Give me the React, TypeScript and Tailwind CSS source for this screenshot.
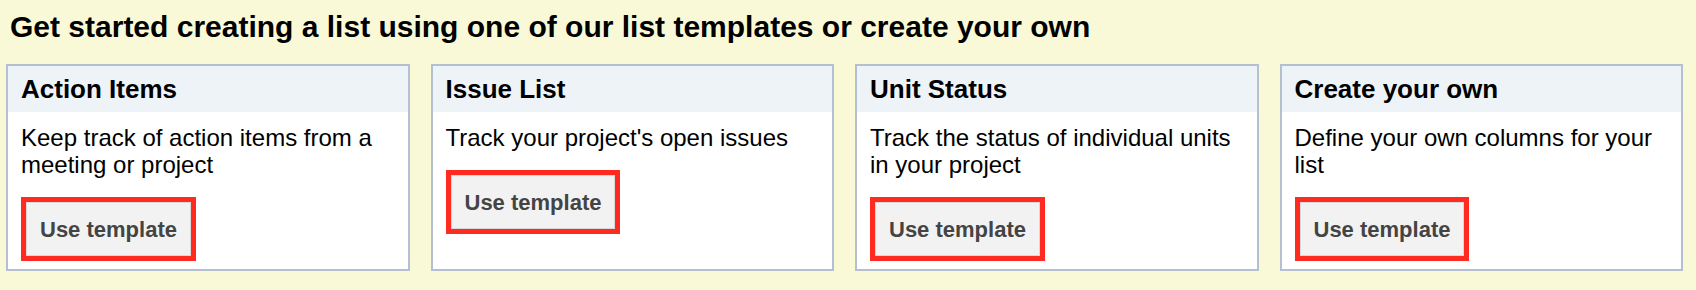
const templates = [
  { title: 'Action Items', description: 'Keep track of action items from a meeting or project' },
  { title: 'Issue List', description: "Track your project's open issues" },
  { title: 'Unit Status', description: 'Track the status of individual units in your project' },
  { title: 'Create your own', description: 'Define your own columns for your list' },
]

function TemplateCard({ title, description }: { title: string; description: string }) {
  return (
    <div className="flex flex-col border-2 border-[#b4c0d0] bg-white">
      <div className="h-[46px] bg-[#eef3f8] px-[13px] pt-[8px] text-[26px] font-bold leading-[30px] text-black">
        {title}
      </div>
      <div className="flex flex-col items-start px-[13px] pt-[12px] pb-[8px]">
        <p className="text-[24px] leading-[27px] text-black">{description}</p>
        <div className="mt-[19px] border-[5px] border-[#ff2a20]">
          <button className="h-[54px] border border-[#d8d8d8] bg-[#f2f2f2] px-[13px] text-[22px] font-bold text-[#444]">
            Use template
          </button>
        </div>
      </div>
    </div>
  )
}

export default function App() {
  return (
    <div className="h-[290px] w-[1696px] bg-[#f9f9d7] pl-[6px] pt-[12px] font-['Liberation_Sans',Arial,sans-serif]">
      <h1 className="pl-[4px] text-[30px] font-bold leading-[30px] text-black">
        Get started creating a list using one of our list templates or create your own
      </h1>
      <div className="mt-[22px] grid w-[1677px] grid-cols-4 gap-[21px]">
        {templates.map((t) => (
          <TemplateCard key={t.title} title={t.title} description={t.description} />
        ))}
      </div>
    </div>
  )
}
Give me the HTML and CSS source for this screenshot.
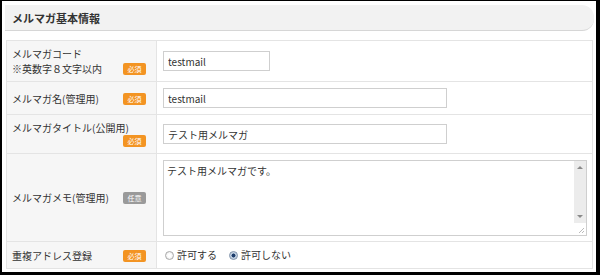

Your objective -
Omit every picture, then reproduce the rest of the listing exactly.

Task result -
Give me the React, TypeScript and Tailwind CSS source for this screenshot.
const templates = [
  { title: 'Action Items', description: 'Keep track of action items from a meeting or project' },
  { title: 'Issue List', description: "Track your project's open issues" },
  { title: 'Unit Status', description: 'Track the status of individual units in your project' },
  { title: 'Create your own', description: 'Define your own columns for your list' },
]

function TemplateCard({ title, description }: { title: string; description: string }) {
  return (
    <div className="flex flex-col border-2 border-[#b4c0d0] bg-white">
      <div className="h-[46px] bg-[#eef3f8] px-[13px] pt-[8px] text-[26px] font-bold leading-[30px] text-black">
        {title}
      </div>
      <div className="flex flex-col items-start px-[13px] pt-[12px] pb-[8px]">
        <p className="text-[24px] leading-[27px] text-black">{description}</p>
        <div className="mt-[19px] border-[5px] border-[#ff2a20]">
          <button className="h-[54px] border border-[#d8d8d8] bg-[#f2f2f2] px-[13px] text-[22px] font-bold text-[#444]">
            Use template
          </button>
        </div>
      </div>
    </div>
  )
}

export default function App() {
  return (
    <div className="h-[290px] w-[1696px] bg-[#f9f9d7] pl-[6px] pt-[12px] font-['Liberation_Sans',Arial,sans-serif]">
      <h1 className="pl-[4px] text-[30px] font-bold leading-[30px] text-black">
        Get started creating a list using one of our list templates or create your own
      </h1>
      <div className="mt-[22px] grid w-[1677px] grid-cols-4 gap-[21px]">
        {templates.map((t) => (
          <TemplateCard key={t.title} title={t.title} description={t.description} />
        ))}
      </div>
    </div>
  )
}
Give me the HTML and CSS source for this screenshot.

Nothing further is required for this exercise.